# Difference between $\epsilon-n_0$ and $\epsilon-\delta$ limit definition.

My Real Analysis course uses the $\epsilon - n_0$ definition of the limit, but I have noticed that the $\epsilon - \delta$ approach seems to be more common. Could someone please explain both formally and informally the difference between the definitions? Is there an advantage to using one over the other? An example of a simple proof using both definitions would be great!

(Sorry if this is a silly question. Looking at the definitions, I don't think that $n_0 = \delta$. but I could be wrong. If $n_0 = \delta$ then at least there is a simple answer, though I'll feel pretty embarrassed.)

• I think you're mixing two different definitions of limit. The $n_0$ probably is the limit of a sequece while the $\delta$ one regards the limit of any real function. Do you mind writting both definitions here? – Git Gud Feb 18 '13 at 18:27
• $\epsilon$-$n_0$ can be used to define the notion of limit of a sequence. $\epsilon$-$\delta$ can be just to define continuity of a function. – Hagen von Eitzen Feb 18 '13 at 18:27
• You're right. I am confusing the definitions for functions and sequences. Though, the reason I got confused was that I was looking at the epsilon-delta proofs of the limit laws. I'll try doing the proofs of the limit laws for functions and sequences side by side and re-ask about that specifically if I get stuck. Thanks! – economista Feb 18 '13 at 18:38

A sequence $(x_n)_{n\in\mathbb N}$ of real numbers has limit $x$ iff for every $\epsilon>0$ there exists $n_0\in\mathbb N$ such that $n>n_0$ implies $|x_n-x|<\epsilon$.

A function $f\colon I\to \mathbb R$ is continuos at $x_0\in I$ if for every $\epsilon>0$ there exists a$\delta>0$ such that for all $x\in I$ with $|x-x_0|<\delta$ we have $|f(x)-f(x_0)|<\epsilon$.

These are different concepts. Then again, they are the same: Note that $|x-x_0|$ measures the distance between $x$ and $x_0$; we can define a metric $d$ on $\mathbb N\cup\{\infty\}$ such that a sequence $(x_n)_{n\in\mathbb N}$ converges to $x$ if and only if the function given by $$f(n)=\begin{cases}x_n&n\in\mathbb N\\x&x=\infty\end{cases}$$ is continuous at $\infty$. The metric I mentioned can be defined as $d(n,m)=\left|\frac 1n-\frac 1m\right|$ for $n,m\in\mathbb N$ and $d(n,\infty)=d(\infty,n)=\frac 1n$ and $d(\infty,\infty)=0$.

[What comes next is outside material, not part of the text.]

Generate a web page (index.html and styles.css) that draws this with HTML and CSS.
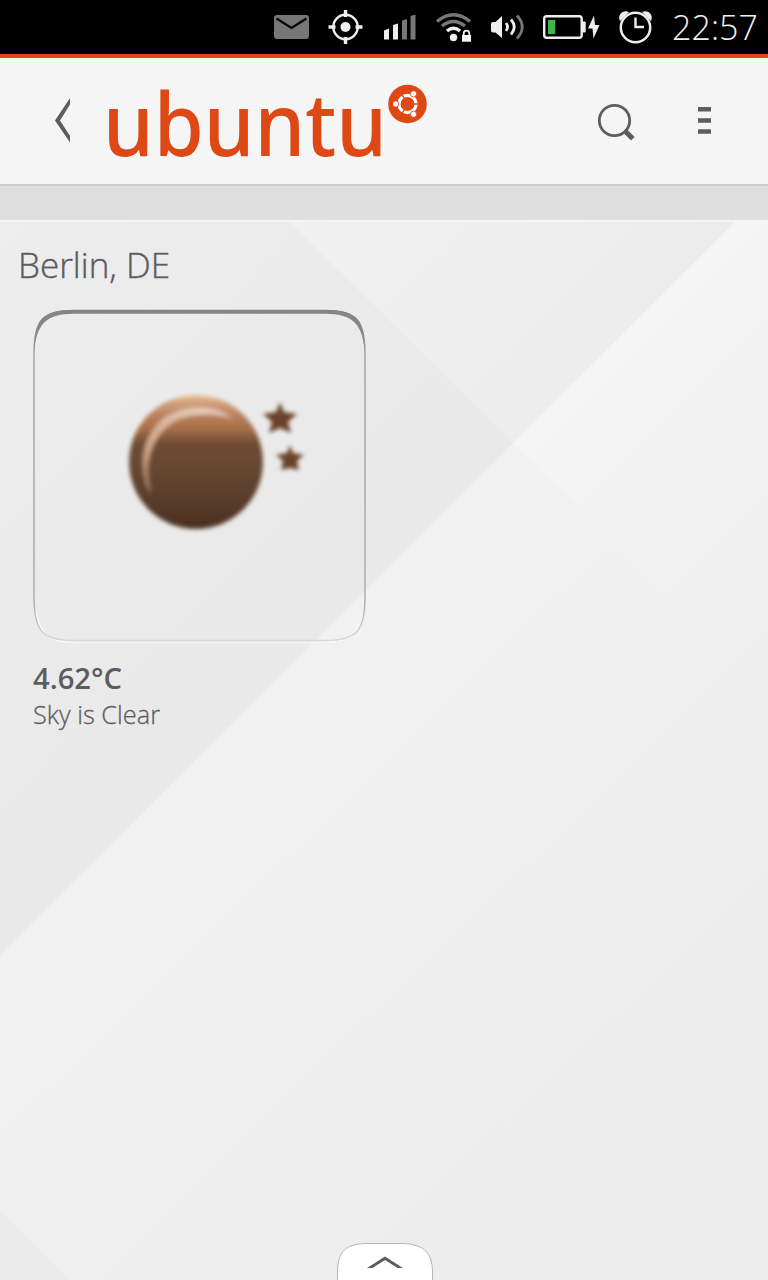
FILE: index.html
```html
<!DOCTYPE html>
<html lang="en">
<head>
<meta charset="utf-8">
<title>Weather scope</title>
<link rel="stylesheet" href="styles.css">
</head>
<body>
<div class="screen">
  <div class="status">
    <svg class="indicators" width="400" height="54" viewBox="264 0 400 54">
      <rect x="274" y="15" width="35" height="24" rx="3" fill="#777"/>
      <path d="M276.500 18.500L291.500 28L306.500 18.500" fill="none" stroke="#000" stroke-width="2.300"/>
      <g fill="none" stroke="#eee" stroke-width="2.400"><circle cx="345.500" cy="27" r="12.200"/><path stroke-width="3.400" d="M345.500 10v7M345.500 37v7M328.500 27h7M355.500 27h7"/></g>
      <circle cx="345.500" cy="27" r="5" fill="#eee"/>
      <path fill="#eee" d="M384 30.500l5-2v11h-5zM393 25l5-1.500v16h-5z"/><path fill="#777" d="M402 20.500l5-1.500v20.500h-5zM410.500 16l5-1.500v25h-5z"/>
      <g fill="none" stroke-width="3.400"><path stroke="#777" d="M437 21.500Q453.500 8 470 21.500M442 26Q453.500 17 465 26"/><path stroke="#eee" d="M447 31Q453.500 25.500 460 31"/></g>
      <circle cx="453.500" cy="37.500" r="3.700" fill="#eee"/>
      <rect x="462" y="35" width="9" height="6.700" fill="#fff"/><path d="M463.700 36v-2.500a2.800 2.800 0 0 1 5.600 0V36" fill="none" stroke="#fff" stroke-width="1.700"/>
      <path fill="#eee" d="M491 24q0-2 2-2h2.500L502 16v22l-6.500-5.500H493q-2 0-2-2z"/>
      <g fill="none" stroke-width="2.800"><path stroke="#eee" d="M506 23q3 4 0 8M511 19.500q6.500 7.500 0 15"/><path stroke="#777" d="M517 15.500q10.500 11.500 0 23"/></g>
      <rect x="544.200" y="16.200" width="37.500" height="21.500" rx="2.500" fill="none" stroke="#eee" stroke-width="2.400"/>
      <rect x="548" y="20" width="7.200" height="14" fill="#3fb54b"/><rect x="582" y="21.500" width="3.700" height="11" rx="1" fill="#eee"/>
      <path fill="#eee" d="M594 15.500L588 28.500h4.500L593.500 38.500l6-13.500h-4.500z"/>
      <circle cx="635.500" cy="27.500" r="14.700" fill="none" stroke="#eee" stroke-width="2.500"/>
      <path fill="#eee" d="M620 21c-3-6 3-12 9-9zM651 21c3-6-3-12-9-9z"/>
      <path d="M635.500 17.500V27h8.500" fill="none" stroke="#eee" stroke-width="2.400"/>
    </svg>
    <svg class="clock" width="86" height="54"><text x="0" y="40" textLength="86">22:57</text></svg>
  </div>
  <div class="header">
    <svg width="768" height="126" viewBox="0 58 768 126">
      <path fill="#5d5d5d" d="M70 98v6.500L60 120.500l10 15.500v6.500L55 120.500z"/>
      <text class="brand" x="103" y="156" textLength="284" lengthAdjust="spacingAndGlyphs">ubuntu</text>
      <circle cx="407.500" cy="104" r="19.300" fill="#dd4814"/>
      <circle cx="407.500" cy="104" r="8.500" fill="none" stroke="#fff" stroke-width="3.400"/>
      <path d="M407.500 104h12M407.500 104l-6-10.400M407.500 104l-6 10.400" stroke="#dd4814" stroke-width="1.300"/>
      <circle cx="407.500" cy="104" r="6.800" fill="#dd4814"/>
      <g fill="#fff" stroke="#dd4814" stroke-width=".8"><circle cx="395.800" cy="104" r="3.100"/><circle cx="413.500" cy="93.800" r="3.100"/><circle cx="413.500" cy="114.200" r="3.100"/></g>
      <circle cx="614.500" cy="120.500" r="15.200" fill="none" stroke="#5d5d5d" stroke-width="2.800"/>
      <path d="M625 131l7.800 7.800" stroke="#5d5d5d" stroke-width="5"/>
      <path d="M698 109.300h13M698 120.500h13M698 131.500h13" stroke="#5d5d5d" stroke-width="4.400"/>
    </svg>
  </div>
  <div class="band"></div>
  <main class="content">
    <h1><svg width="160" height="44"><text x="0" y="32" textLength="152" lengthAdjust="spacingAndGlyphs">Berlin, DE</text></svg></h1>
    <div class="card">
      <svg class="frame" width="336" height="336" viewBox="32 308 336 336">
        <defs>
          <linearGradient id="edge" x1="0" y1="0" x2="0" y2="1"><stop offset="0" stop-color="#858585"/><stop offset=".1" stop-color="#a0a0a0"/><stop offset=".88" stop-color="#aaa"/><stop offset="1" stop-color="#d8d8d8"/></linearGradient>
          <linearGradient id="orb" x1="0" y1="0" x2="0" y2="1"><stop offset="0" stop-color="#f0c398"/><stop offset=".06" stop-color="#cf9f7c"/><stop offset=".15" stop-color="#b9825c"/><stop offset=".25" stop-color="#a87049"/><stop offset=".36" stop-color="#6f4c33"/><stop offset=".7" stop-color="#5e412e"/><stop offset="1" stop-color="#4b3022"/></linearGradient>
          <linearGradient id="shine" x1="0" y1="1" x2=".6" y2="0"><stop offset="0" stop-color="#8a5a3b"/><stop offset=".35" stop-color="#cb9d80"/><stop offset="1" stop-color="#e5cbbb"/></linearGradient>
          <filter id="soft"><feGaussianBlur stdDeviation="2"/></filter><filter id="thin"><feGaussianBlur stdDeviation=".5"/></filter>
        </defs>
        <path d="M36 612C40 635 51 642.500 74 642.500H325C348 642.500 360 635 364 612" fill="none" stroke="#f8f8f8" stroke-width="1.500"/>
        <path d="M74 310.500H325C357 310.500 365 320 365 354V597C365 631 357 640.500 325 640.500H74C42 640.500 34 631 34 597V354C34 320 42 310.500 74 310.500Z" fill="none" stroke="url(#edge)" stroke-width="1.400"/>
        <path d="M34 354C34 320 42 310 74 310H325C357 310 365 320 365 354C363 325 354 313.700 325 313.700H74C45 313.700 36 325 34 354Z" fill="#858585" filter="url(#thin)"/>
        <g filter="url(#soft)">
          <circle cx="196" cy="462" r="67" fill="url(#orb)"/>
          <path d="M150 492C136 463 145 434 163 419C185 402 216 405 232 418C212 412 183 413 169 425C149 441 144 465 150 492Z" fill="url(#shine)" stroke="#d3a486" stroke-opacity=".5" stroke-width="1.500"/>
          <path fill="#6b432c" d="M280 402l4 10 13 2-9 8 3 11-11-5-11 5 3-11-9-8 13-2zM290 445l3 8 11 2-7 6 2 9-9-2-9 2 2-9-7-6 11-2z"/>
        </g>
      </svg>
      <svg class="caption" width="160" height="80"><text class="temp" x="1" y="31" textLength="89" lengthAdjust="spacingAndGlyphs">4.62°C</text><text class="sky" x="1" y="66" textLength="127" lengthAdjust="spacingAndGlyphs">Sky is Clear</text></svg>
    </div>
    <div class="handle"><svg width="100" height="40"><path d="M2.500 40V31C3 11 11 3.500 33 3.500H65C87 3.500 97 11 97.500 31V40" fill="#fff" stroke="#b5b5b5" stroke-width="1"/><path d="M32 28L50 16.500 68 28h-5.500L50 20 37.500 28z" fill="#5d5d5d"/></svg></div>
  </main>
  <svg class="backdrop" width="768" height="1058" viewBox="0 222 768 1058">
    <defs>
      <linearGradient id="base" gradientUnits="userSpaceOnUse" x1="0" y1="222" x2="370" y2="590"><stop offset="0" stop-color="#ededed"/><stop offset="1" stop-color="#e9e9e9"/></linearGradient>
      <linearGradient id="light" gradientUnits="userSpaceOnUse" x1="370" y1="590" x2="768" y2="1000"><stop offset="0" stop-color="#f1f1f1"/><stop offset="1" stop-color="#ececec"/></linearGradient>
      <linearGradient id="facet" gradientUnits="userSpaceOnUse" x1="290" y1="222" x2="512" y2="443"><stop offset="0" stop-color="#f0f0f0"/><stop offset="1" stop-color="#ececec"/></linearGradient>
      <linearGradient id="glow" gradientUnits="userSpaceOnUse" x1="512" y1="443" x2="690" y2="621"><stop offset="0" stop-color="#fff" stop-opacity=".28"/><stop offset="1" stop-color="#fff" stop-opacity="0"/></linearGradient>
    </defs>
    <rect y="222" width="768" height="1058" fill="url(#base)"/>
    <path d="M290 222H735L512 443Z" fill="url(#facet)"/>
    <path d="M735 222H768V1280H0V955Z" fill="url(#light)"/>
    <path d="M735 222H768V699L512 443Z" fill="url(#glow)"/>
    <path d="M0 1210L70 1280H0Z" fill="#ebebeb"/>
  </svg>
</div>
</body>
</html>
```
FILE: styles.css
```css
body { margin: 0; font-family: "Open Sans", "Noto Sans", sans-serif; }
svg { display: block; overflow: visible; }
.screen { position: relative; width: 768px; height: 1280px; display: flex; flex-direction: column; overflow: hidden; }
.status { height: 54px; background: #000; border-bottom: 4px solid #dd4814; display: flex; justify-content: flex-end; gap: 8px; padding-right: 10px; }
.clock { font-size: 34px; font-weight: 300; fill: #eee; }
.header { height: 126px; background: #f5f5f5; border-bottom: 2px solid #ccc; }
.brand { font-family: "Noto Sans", sans-serif; font-size: 88px; font-weight: 500; fill: #dd4814; }
.band { height: 34px; background: #dfdfdf; border-bottom: 2px solid #f6f6f6; }
.content { flex: 1; display: flex; flex-direction: column; }
h1 { margin: 24px 0 0 18px; height: 44px; font-size: 34px; font-weight: 300; fill: #5d5d5d; stroke: #5d5d5d; stroke-width: .4px; }
.card { margin: 18px 0 0 32px; display: flex; flex-direction: column; gap: 14px; }
.temp { font-size: 29px; font-weight: 600; fill: #5d5d5d; }
.sky { font-size: 26px; font-weight: 300; fill: #5d5d5d; stroke: #5d5d5d; stroke-width: .3px; }
.handle { margin: auto auto 0; padding-left: 2px; }
.backdrop { position: absolute; left: 0; top: 222px; z-index: -1; }
```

• All good answers, but I appreciate your thoroughness on this basic question. – economista Feb 18 '13 at 18:39
• No need to talk about continuity, just that $\lim_{x \rightarrow x_0} f(x) = a$ if ... If now $\lim_{x \rightarrow x_0} f(x) = f(x_0)$, then $f$ is continuous at $x = x_0$. – vonbrand Feb 19 '13 at 1:49

There is a difference $\epsilon-n_0$ is for the convergence of sequences, while $\epsilon-\delta$ is of continuity of functions.

In the following I will use the definition with the metric induced by the absolute value.

The $\epsilon - n_0$ definition is assumed to be: Let $(a_n)_{n\in\mathbb{N}}$ be a sequence, we call $(a_n)_{n\in\mathbb{N}}$ convergent if there is an $a$ so that $$\forall \epsilon >0 \ \exists n_0 \in \mathbb{N}:\ n>n_0\implies \ |a_n-a|< \epsilon$$

The $\epsilon-\delta$ definition is assumed to be. Let $f:\mathbb{R}\rightarrow \mathbb{R}$ be a function, we call $f$ continuous at $x_0$ if $$\forall \epsilon >0 \ \exists \delta>0 \ : | x-x_0|<\delta \implies |f(x)-f(x_0)|<\epsilon$$

The $n_0$ is (as noted) for a limit of a sequence, or sometimes for a limit as the variable goes to infinity, as in $$\lim_{x\to\infty}\frac{1}{x} = 0$$ phrased as: for every $\epsilon > 0$ there is $n_0 \in \mathbb R$ such that for all $x > n_0$ we have $$\left|\frac{1}{x} - 0\right| < \epsilon .$$

I would say $\epsilon-n_0$ is more commonly used when you want the limit of a sequence $\left \{a_n \right\}$ i.e. $\forall n>n_0, |c-a_n|<\epsilon$. But $\epsilon-\delta$ sounds like $\forall \epsilon>0, \exists\delta>0$ such that $\forall x, |f(x+\delta)-f(x)|<\epsilon$ when you try to check the continuity of a function.